Short task: No pictures go into the copy. Write out exactly the lines below from the one containing "Output the component" through the one containing "const [mode, setMode]".

Supplied entries:

•••••

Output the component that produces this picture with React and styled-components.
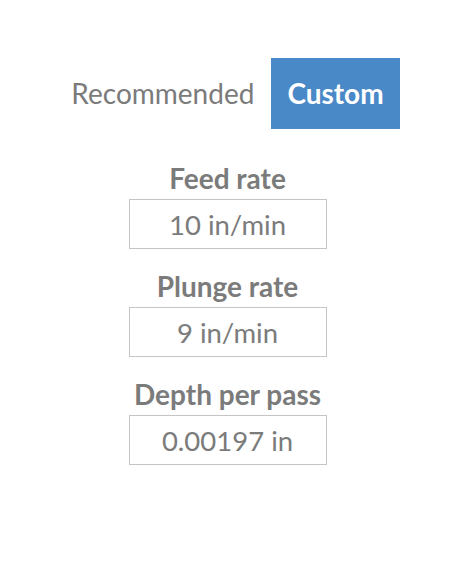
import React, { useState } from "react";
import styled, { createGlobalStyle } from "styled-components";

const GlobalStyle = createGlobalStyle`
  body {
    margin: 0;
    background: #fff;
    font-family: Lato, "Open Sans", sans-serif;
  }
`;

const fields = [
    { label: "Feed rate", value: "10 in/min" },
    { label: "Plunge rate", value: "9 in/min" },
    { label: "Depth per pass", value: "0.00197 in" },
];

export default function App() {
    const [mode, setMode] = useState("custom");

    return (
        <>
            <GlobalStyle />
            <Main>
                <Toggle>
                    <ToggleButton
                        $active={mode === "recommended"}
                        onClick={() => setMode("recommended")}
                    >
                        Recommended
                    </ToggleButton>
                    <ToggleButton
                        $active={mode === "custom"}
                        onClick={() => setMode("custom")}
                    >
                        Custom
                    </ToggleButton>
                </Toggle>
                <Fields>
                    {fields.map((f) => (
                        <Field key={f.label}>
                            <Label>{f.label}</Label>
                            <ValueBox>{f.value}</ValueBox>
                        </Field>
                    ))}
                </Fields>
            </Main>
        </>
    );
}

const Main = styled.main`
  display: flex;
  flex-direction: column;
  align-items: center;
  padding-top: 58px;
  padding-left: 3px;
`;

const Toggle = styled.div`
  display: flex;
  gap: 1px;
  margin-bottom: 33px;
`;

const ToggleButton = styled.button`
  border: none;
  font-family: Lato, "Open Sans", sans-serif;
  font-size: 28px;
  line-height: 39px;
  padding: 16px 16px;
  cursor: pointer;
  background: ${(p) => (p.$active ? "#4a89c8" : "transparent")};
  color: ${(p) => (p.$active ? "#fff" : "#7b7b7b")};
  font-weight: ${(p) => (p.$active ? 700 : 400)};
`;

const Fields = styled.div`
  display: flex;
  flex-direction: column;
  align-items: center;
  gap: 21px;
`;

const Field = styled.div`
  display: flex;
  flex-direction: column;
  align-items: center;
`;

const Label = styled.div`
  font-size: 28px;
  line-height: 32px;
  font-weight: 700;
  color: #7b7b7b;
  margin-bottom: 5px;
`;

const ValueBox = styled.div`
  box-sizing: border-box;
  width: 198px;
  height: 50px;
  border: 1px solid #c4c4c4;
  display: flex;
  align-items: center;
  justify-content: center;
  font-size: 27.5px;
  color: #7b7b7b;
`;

•••••

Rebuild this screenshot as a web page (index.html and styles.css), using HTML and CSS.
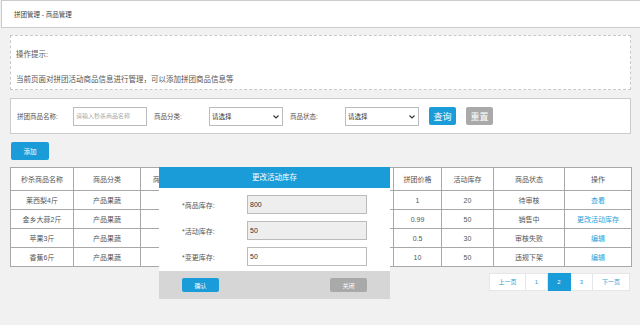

•••••

Answer to this exercise:
Output the component that produces this picture with React and styled-components.
import React, { useState } from "react";
import styled, { createGlobalStyle } from "styled-components";

const GlobalStyle = createGlobalStyle`
  body {
    margin: 0;
    background: #fff;
    font-family: Lato, "Open Sans", sans-serif;
  }
`;

const fields = [
    { label: "Feed rate", value: "10 in/min" },
    { label: "Plunge rate", value: "9 in/min" },
    { label: "Depth per pass", value: "0.00197 in" },
];

export default function App() {
    const [mode, setMode] = useState("custom");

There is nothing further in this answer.